In literary incarnations of Japonisme, Japanese merchandise is often placed between public and domestic spheres; whether it be travel narratives, poetry or novels, these texts brought the predominantly interlocking issues of masculinity and femininity back to a Japan of, as Wilde once stated, “pure invention.”

As the pursuit for seeking a new language in painting developed further, so was a growing curiosity for this ‘newly discovered’ culture in the field of photography. E A Hornel, a painter-turned-photographer in the 19th century, used his camera’s eye to access people, places and networks. As a westerner abroad experiencing ‘the other’, Hornel attempted to capture the nuance of identity among his subjects, particularly the photographs he took in Japan. However, the glaringly problematic nature of this was Hornel’s aim to find a land of stereotypical Japanese motifs without necessarily reflecting the rapidly modernising reality. Even the girls in Kirkcudbright were ‘othered’ by him to fit an innocent, rural ideal.

A Japanese woman playing a shamisen, attributed to Tamamura Kozaburo, before 1921.

E A Hornel, ‘A Japanese woman playing a shamisen’, (c. 1921–25)

Hence, as with other foreign-influenced movements that originated within the sphere of a specific art form, Japonisme soon entered the public domain and was adopted as a favourite style – yet there seems to have been more to this than what literally meets the eye. Though the distinctive qualities of Japanese art offered striking, new approaches to modern artists developing alternatives to a Western tradition of naturalistic representation, some studies seemed superficially constructed and perhaps even propagated stereotypical ideas unintentionally. 
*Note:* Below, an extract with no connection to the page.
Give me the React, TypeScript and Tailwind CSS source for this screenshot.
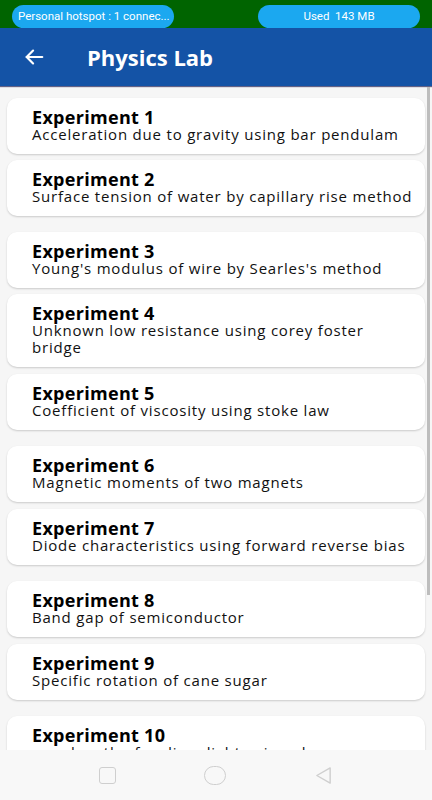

It was almost a century before the appearance of the Neo-Japonisme/New Japonisme art movements. For instance, in the 1980s, the enthusiasm for manga and Japanese animation culture among younger generations led to a renewed fascination for Japan’s signature visual arts. The delight and ‘fandom’ increase for the cult of “kawaii”, as well as the work of contemporary artists like Murakami Takashi drawing on the roots of tradition to create unique artwork, have given rise to present-day forms of “Japonismes.”